Um dia agradável para o taxista. A «corrida» não rendeu muito, porque não consigo usar subterfúgios para elevar a parada... Mas regressei a casa com os pulmões mais purificados e o prazer de ter convivido, durante cinco horas, com dois simpáticos italianos.

(*) «Sugestivo palacete romântico cujo projecto se deve ao arquitecto James Knowles Jr., 1858. Construído no terceiro quartel do século XIX, por iniciativa de Francis Cook, visconde de Monserrate, constitui um dos mais interessantes espécimes sintrenses do romantismo.
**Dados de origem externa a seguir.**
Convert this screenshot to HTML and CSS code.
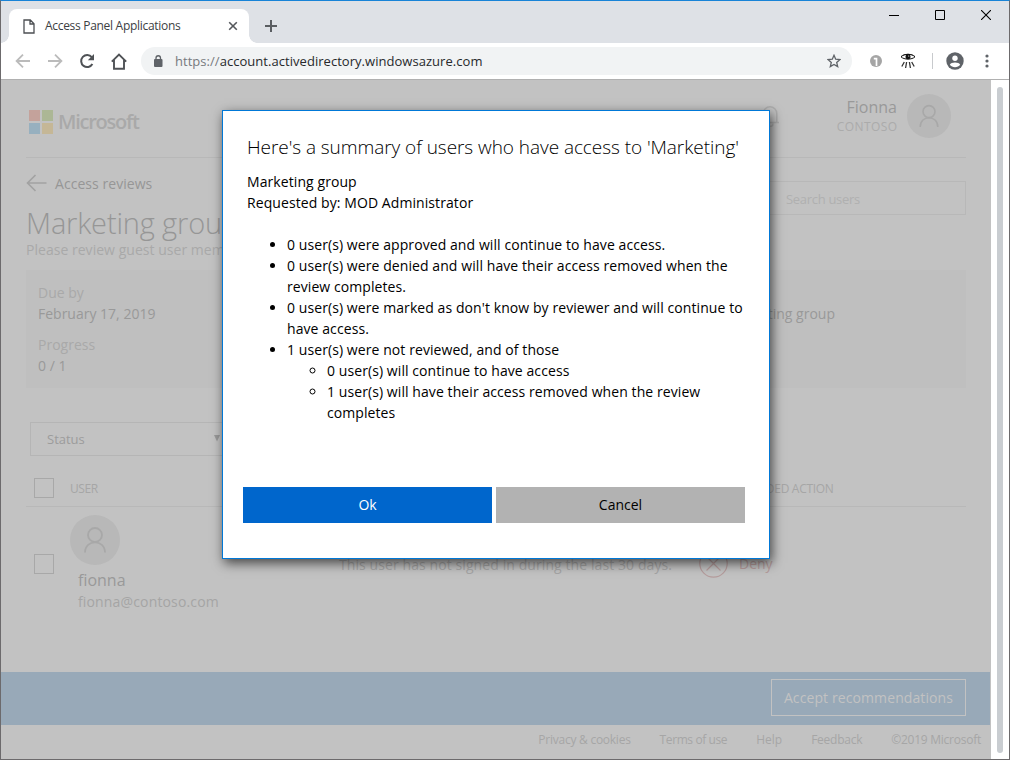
FILE: index.html
```html
<!DOCTYPE html>
<html lang="en">
<head>
<meta charset="utf-8">
<title>Access Panel Applications</title>
<link rel="stylesheet" href="styles.css">
</head>
<body>
<div class="window">
  <header class="tabstrip">
    <div class="tab">
      <svg class="doc" width="12" height="15" viewBox="0 0 12 15"><path d="M1 1h6.3L11 4.7V14H1zM7 1v4h4" fill="none" stroke="#4c4f53" stroke-width="1.3"/></svg>
      <span class="tab-title">Access Panel Applications</span>
      <svg width="10" height="10" viewBox="0 0 10 10"><path d="M1.2 1.2l7.6 7.6M8.8 1.2L1.2 8.8" stroke="#55585c" stroke-width="1.6"/></svg>
    </div>
    <svg class="plus" width="12" height="12" viewBox="0 0 12 12"><path d="M6 0v12M0 6h12" stroke="#5a5d61" stroke-width="2"/></svg>
    <div class="controls">
      <svg width="10" height="10" viewBox="0 0 10 10"><path d="M0 5.5h10" stroke="#000"/></svg>
      <svg width="10" height="10" viewBox="0 0 10 10"><path d="M.5.5h9v9h-9z" stroke="#000" fill="none"/></svg>
      <svg width="10" height="10" viewBox="0 0 10 10"><path d="M0 0l10 10M10 0L0 10" stroke="#000" stroke-width="1.1"/></svg>
    </div>
  </header>
  <nav class="toolbar">
    <svg width="16" height="16" viewBox="0 0 16 16"><path d="M15 8H2M8 1.6L1.6 8 8 14.4" fill="none" stroke="#bbb" stroke-width="1.8"/></svg>
    <svg width="16" height="16" viewBox="0 0 16 16"><path d="M1 8h13M8 1.6L14.4 8 8 14.4" fill="none" stroke="#bbb" stroke-width="1.8"/></svg>
    <svg width="16" height="16" viewBox="0 0 16 16"><path d="M13.4 11a6 6 0 1 1-.6-6.8" fill="none" stroke="#4f5256" stroke-width="2"/><path d="M15 1v6.2H8.8z" fill="#4f5256"/></svg>
    <svg width="16" height="17" viewBox="0 0 16 17"><path d="M.8 8.6L8 1.6l7.2 7M3 7v8.8h10V7" fill="none" stroke="#4f5256" stroke-width="1.9"/></svg>
    <div class="address">
      <svg width="10" height="12" viewBox="0 0 10 12"><rect x="1" y="4" width="8.5" height="8" rx="1" fill="#5f6368"/><path d="M3 5V3a2.2 2.2 0 0 1 4.5 0v2" fill="none" stroke="#5f6368" stroke-width="1.3"/></svg>
      <span class="url"><i>https://</i>account.activedirectory.windowsazure.com</span>
      <svg class="star" width="14" height="14" viewBox="0 0 14 14"><path d="M7 1.3l1.7 3.9 4.2.4-3.2 2.8 1 4.2L7 10.4l-3.7 2.2 1-4.2L1.1 5.6l4.2-.4z" fill="none" stroke="#5f6368" stroke-width="1.3"/></svg>
    </div>
    <svg class="one" width="12" height="12" viewBox="0 0 12 12"><circle cx="6" cy="6" r="6" fill="#a5a5a5"/><path d="M3.8 3.6h2.700V11" fill="none" stroke="#fff" stroke-width="1.7"/></svg>
    <svg class="eye" width="16" height="16" viewBox="0 0 16 16"><path d="M1 3.800C4 .6 12 .6 15 3.800 12 6.900 4 6.900 1 3.800z" fill="#fff" stroke="#111" stroke-width="1"/><path d="M.8 3.200C4-.2 12-.2 15.200 3.200 11 1.400 5 1.400 .8 3.200z" fill="#111"/><circle cx="8" cy="3.700" r="2.500" fill="#111"/><circle cx="8.700" cy="3" r=".6" fill="#fff"/><path d="M4.300 9L1.800 13.500M6.600 9l-1 6M9.400 9l1 6M11.700 9l2.500 4.500" stroke="#333" stroke-width="1.300"/></svg>
    <span class="divider"></span>
    <svg class="profile" width="18" height="18" viewBox="0 0 18 18"><circle cx="9" cy="9" r="8.7" fill="#5f6368"/><circle cx="9" cy="6.3" r="2.7" fill="#fff"/><path d="M3.8 12.8C5 9.8 13 9.8 14.2 12.8 12 16 6 16 3.8 12.8z" fill="#fff"/></svg>
    <svg class="dots" width="4" height="14" viewBox="0 0 4 14"><circle cx="2" cy="2" r="1.6" fill="#5f6368"/><circle cx="2" cy="7" r="1.6" fill="#5f6368"/><circle cx="2" cy="12" r="1.6" fill="#5f6368"/></svg>
  </nav>
  <div class="viewport">
    <main class="page">
      <header class="masthead">
        <div class="brand"><span class="squares"><b class="sq red"></b><b class="sq green"></b><b class="sq blue"></b><b class="sq yellow"></b></span><span class="wordmark">Microsoft</span></div>
        <svg class="bell" width="20" height="22" viewBox="0 0 20 22"><path d="M1 17.5h18M3.2 17V8.5a6.8 6.8 0 0 1 13.6 0V17M7 18.5a3 3 0 0 0 6 0" fill="none" stroke="#adadad" stroke-width="1.5"/></svg>
        <div class="who"><span class="who-name">Fionna</span><span class="who-org">CONTOSO</span></div>
        <div class="avatar small"><svg width="20" height="24" viewBox="0 0 20 24"><circle cx="10" cy="7.6" r="6" fill="none" stroke="#a8a8a8" stroke-width="1.6"/><path d="M1.2 23c0-12.400 17.600-12.400 17.600 0" fill="none" stroke="#a8a8a8" stroke-width="1.6"/></svg></div>
      </header>
      <section class="intro">
        <div class="heading">
          <div class="back"><svg width="21" height="18" viewBox="0 0 21 18"><path d="M20.500 9H1.500M9.500 1L1.500 9l8 8" fill="none" stroke="#a2a2a2" stroke-width="1.6"/></svg><span class="back-text">Access reviews</span></div>
          <h1 class="title">Marketing group</h1>
          <p class="subtitle">Please review guest user membership</p>
        </div>
        <div class="search">Search users</div>
      </section>
      <section class="panel">
        <div class="facts"><span class="label">Due by</span><span class="value">February 17, 2019</span><span class="label second">Progress</span><span class="value">0 / 1</span></div>
        <div class="group">Marketing group</div>
      </section>
      <div class="status"><span class="status-text">Status</span><svg width="6" height="7" viewBox="0 0 6 7"><path d="M0 0h6L3 6.500z" fill="#999"/></svg></div>
      <div class="thead"><span class="check"></span><span class="col-user">USER</span><span class="col-action">RECOMMENDED ACTION</span></div>
      <div class="row">
        <span class="check"></span>
        <div class="person"><div class="avatar"><svg width="22" height="26" viewBox="0 0 22 26"><circle cx="11" cy="8" r="7" fill="none" stroke="#a8a8a8" stroke-width="1.8"/><path d="M1 25.500c0-13.600 20-13.600 20 0" fill="none" stroke="#a8a8a8" stroke-width="1.8"/></svg></div><span class="person-name">fionna</span><span class="person-mail">fionna@contoso.com</span></div>
        <span class="reason">This user has not signed in during the last 30 days.</span>
        <span class="verdict"><svg width="29" height="29" viewBox="0 0 29 29"><g fill="none" stroke="#b59c9c" stroke-width="1.2"><circle cx="14.500" cy="14.500" r="13.700"/><path d="M7.500 7.500l14 14M21.500 7.500l-14 14"/></g></svg><span class="deny">Deny</span></span>
      </div>
      <div class="actionbar"><button class="accept"><span class="accept-text">Accept recommendations</span></button></div>
      <footer class="footer"><span class="f1">Privacy &amp; cookies</span><span class="f2">Terms of use</span><span class="f3">Help</span><span class="f4">Feedback</span><span class="f5">©2019 Microsoft</span></footer>
    </main>
    <div class="scroll"><div class="thumb"></div></div>
  </div>
  <section class="dialog">
    <h2 class="dialog-title">Here's a summary of users who have access to 'Marketing'</h2>
    <p class="meta">Marketing group<br>Requested by: MOD Administrator</p>
    <ul class="summary">
      <li>0 user(s) were approved and will continue to have access.</li>
      <li>0 user(s) were denied and will have their access removed when the<br>review completes.</li>
      <li>0 user(s) were marked as don't know by reviewer and will continue to<br>have access.</li>
      <li>1 user(s) were not reviewed, and of those
        <ul class="sub"><li>0 user(s) will continue to have access</li><li>1 user(s) will have their access removed when the review<br>completes</li></ul>
      </li>
    </ul>
    <div class="buttons"><button class="btn ok">Ok</button><button class="btn cancel">Cancel</button></div>
  </section>
</div>
</body>
</html>
```
FILE: styles.css
```css
* { box-sizing: border-box; }
body { margin: 0; font-family: "Open Sans", "Noto Sans", sans-serif; font-size: 14px; color: #000; }
h1, h2, p, ul { margin: 0; font-weight: 400; }
button { font: inherit; padding: 0; border: 0; border-radius: 0; }
svg { display: block; flex: none; }
span { white-space: nowrap; }
.window { position: relative; width: 1010px; height: 760px; border: 1px solid #6c6a6c; border-top-color: #1883d7; background: #fff; display: flex; flex-direction: column; overflow: hidden; }

.tabstrip { height: 42px; flex: none; background: #dee1e6; display: flex; padding: 8px 18px 0 8px; }
.tab { position: relative; width: 240px; height: 34px; background: #fff; border-radius: 8px 8px 0 0; display: flex; align-items: center; padding: 0 11px 0 14px; }
.tab::before, .tab::after { content: ""; position: absolute; bottom: 0; width: 8px; height: 8px; }
.tab::before { left: -8px; background: radial-gradient(circle at 0 0, #dee1e6 7.5px, #fff 8px); }
.tab::after { right: -8px; background: radial-gradient(circle at 100% 0, #dee1e6 7.5px, #fff 8px); }
.tab-title { flex: 1; margin: -1px 0 0 10px; font-size: 12px; letter-spacing: -.3px; color: #3c4043; }
.plus { margin: 11px 0 0 16px; }
.controls { margin-left: auto; display: flex; gap: 36px; padding-top: 1px; }

.toolbar { height: 37px; flex: none; display: flex; align-items: center; padding-left: 14px; border-bottom: 1px solid #b0b0b0; }
.toolbar > svg + svg { margin-left: 16px; }
.address { width: 711px; height: 28px; margin-left: 14px; border-radius: 14px; background: #f1f3f4; display: flex; align-items: center; padding: 0 11px 0 12px; }
.url { margin-left: 12px; font-size: 13px; letter-spacing: .04px; color: #27292c; }
.url i { font-style: normal; color: #777a7e; }
.star { margin-left: auto; }
.toolbar .one { margin-left: 18px; }
.toolbar .eye { margin-left: 18px; }
.divider { width: 1px; height: 16px; background: #c8cacd; margin-left: 16px; }
.toolbar .profile { margin-left: 13px; }
.toolbar .dots { margin-left: 21px; }

.viewport { flex: 1; display: flex; min-height: 0; }
.page { width: 990px; background: #c2c2c2; display: flex; flex-direction: column; color: #9c9c9c; }
.scroll { flex: 1; padding: 7px 6px 6px; background: #fff; display: flex; }
.thumb { width: 6px; border-radius: 3px; background: #c9cdd1; }

.masthead { height: 78px; margin: 0 25px; padding-right: 15px; border-bottom: 1px solid #b8b8b8; display: flex; align-items: flex-start; }
.brand { display: flex; align-items: center; padding: 30px 0 0 3px; width: 734px; }
.squares { display: grid; grid-template-columns: 11px 11px; gap: 2px; }
.sq { height: 11px; }
.red { background: #c4a29b; } .green { background: #acb795; } .blue { background: #97b0bf; } .yellow { background: #c5b796; }
.wordmark { margin-left: 5px; font-size: 20px; line-height: 24px; font-weight: 600; letter-spacing: -1.25px; color: #a9a9a9; }
.bell { margin-top: 25px; }
.who { margin-left: auto; margin-right: 10px; padding-top: 16px; display: flex; flex-direction: column; align-items: flex-end; }
.who-name { font-size: 16px; line-height: 22px; color: #999; }
.who-org { font-size: 12px; line-height: 17px; letter-spacing: .4px; margin-right: -.4px; color: #ababab; }
.avatar { width: 50px; height: 50px; border-radius: 50%; background: #b8b8b8; display: flex; align-items: center; justify-content: center; }
.avatar.small { width: 44px; height: 44px; margin-top: 14px; }

.intro { height: 112px; margin: 0 25px; display: flex; justify-content: space-between; }
.back { height: 20px; margin-top: 15px; display: flex; align-items: center; }
.back-text { margin-left: 8px; letter-spacing: .05px; color: #969696; }
.title { margin-top: 8px; font-size: 29px; line-height: 44px; font-weight: 300; color: #969696; letter-spacing: -.15px; white-space: nowrap; }
.subtitle { margin-top: -6px; line-height: 21px; letter-spacing: .03px; color: #a9a9a9; white-space: nowrap; }
.search { width: 214px; height: 34px; margin-top: 23px; border: 1px solid #b8b8b8; padding-left: 33px; line-height: 34px; font-size: 13px; letter-spacing: -.3px; color: #b0b0b0; }

.panel { height: 118px; flex: none; margin: 0 25px; padding: 12px 131px 0 12px; background: #bfbfbf; display: flex; justify-content: space-between; line-height: 21px; }
.facts { display: flex; flex-direction: column; }
.label { color: #a9a9a9; }
.second { margin-top: 10px; }
.value, .group { color: #999; }
.group { padding-top: 21px; }

.status { width: 215px; height: 34px; margin: 34px 0 0 29px; border: 1px solid #b5b5b5; display: flex; align-items: center; padding: 0 24px 0 16px; justify-content: space-between; font-size: 13px; }
.status svg { margin-top: -2px; }
.thead { height: 51px; margin: 0 25px; padding: 14px 0 0 8px; display: flex; align-items: center; font-size: 12px; border-bottom: 1px solid #b8b8b8; color: #a6a6a6; }
.check { width: 20px; height: 20px; border: 1px solid #a8a8a8; }
.col-user { margin-left: 16px; width: 630px; letter-spacing: -.4px; }
.col-action { letter-spacing: -.3px; }
.row { height: 165px; flex: none; margin: 0 25px 0 33px; display: flex; align-items: flex-start; }
.row .check { margin-top: 47px; }
.person { margin: 8px 0 0 16px; width: 269px; display: flex; flex-direction: column; }
.person-name { margin: 4px 0 0 8px; font-size: 16px; line-height: 22px; color: #999; }
.person-mail { margin-left: 8px; line-height: 22px; letter-spacing: .15px; color: #a5a5a5; }
.reason { margin-top: 48px; width: 360px; line-height: 20px; letter-spacing: .09px; color: #a5a5a5; }
.verdict { display: flex; align-items: center; margin-top: 42px; }
.deny { margin-left: 11px; color: #b59c9c; }
.actionbar { height: 53px; flex: none; margin-right: 1px; background: #98a9b8; padding: 7px 24px 0 0; display: flex; justify-content: flex-end; }
.accept { width: 195px; height: 37px; border: 1px solid #c2c2c2; background: none; color: #c2c2c2; letter-spacing: .1px; }
.footer { flex: 1; display: flex; justify-content: flex-end; align-items: center; padding: 0 10px 6px 0; gap: 29px; font-size: 12px; letter-spacing: -.25px; color: #a6a6a6; }
.f2 { letter-spacing: -.4px; }
.f3 { letter-spacing: 0; }

.dialog { position: absolute; left: 221px; top: 109px; width: 548px; height: 449px; background: #fff; border: 1px solid #0078d7; box-shadow: 2px 4px 11px rgba(0,0,0,.65); padding: 23px 24px 0; line-height: 21px; letter-spacing: .08px; white-space: nowrap; }
.dialog-title { font-size: 19px; line-height: 26px; font-weight: 300; letter-spacing: -.06px; }
.meta { margin-top: 11px; }
.summary { margin-top: 21px; padding-left: 40px; }
.sub { padding-left: 40px; }
.buttons { display: flex; gap: 4px; margin: 64px 0 0 -4px; }
.btn { width: 249px; height: 36px; padding-bottom: 2px; }
.ok { background: #06c; color: #fff; }
.cancel { background: #b2b2b2; color: #000; }
```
Obra de espírito romântico-orientalista, com a sua grande torre circular, cúpulas bulbosas e valores exóticos na decoração, o palácio aproxima-se do famoso pavilhão Brighton (1815-1823) de Nash e da arquitectura romântica inglesa. Como afirma José Augusto França, Monserrate tem «um sentido cenográfico algo diferente, apoiado numa maior riqueza de pormenores arqueológicos», constituindo pelas suas raízes inspiradoras - que, por via inglesa, entroncam na arquitectura mogol - um caso ímpar do romantismo em Portugal.»

Estive de quarentena. O cansaço é muito e o tempo que me resta é curto para descansar. Muita transpiração, pouca inspiração... Lamento desidulir os amigos cibernautas.
Portugal perdeu. Um certo sabor amargo, tanto mais que a França pouco fez para justificar a vitória. Limitou-se a defender (bem) e a contra-atacar. Deco não se viu, Pauleta andou perdido entre as «torres», enfim, faltou-nos arte e engenho para derrubar a muralha defensiva francesa. E depois... Depois calhou-nos um «tal» árbitro sul-americano e as «coisas» ficaram mais complicadas.
Tinha esperança de que seria possível chegar à final de Berlim. Não embarquei na onda das bandeiras, mas confesso que hoje trouxe um boné escondido no porta-bagagem. Se Portugal ganhásse... «mergulhava» na noite com o boné que a minha mãe me ofereceu.
Não ganhámos! Brasil, Argentina, Inglaterra, Espanha... também ficaram pelo caminho. Há mais vida para além do futebol. Não chores, Portugal!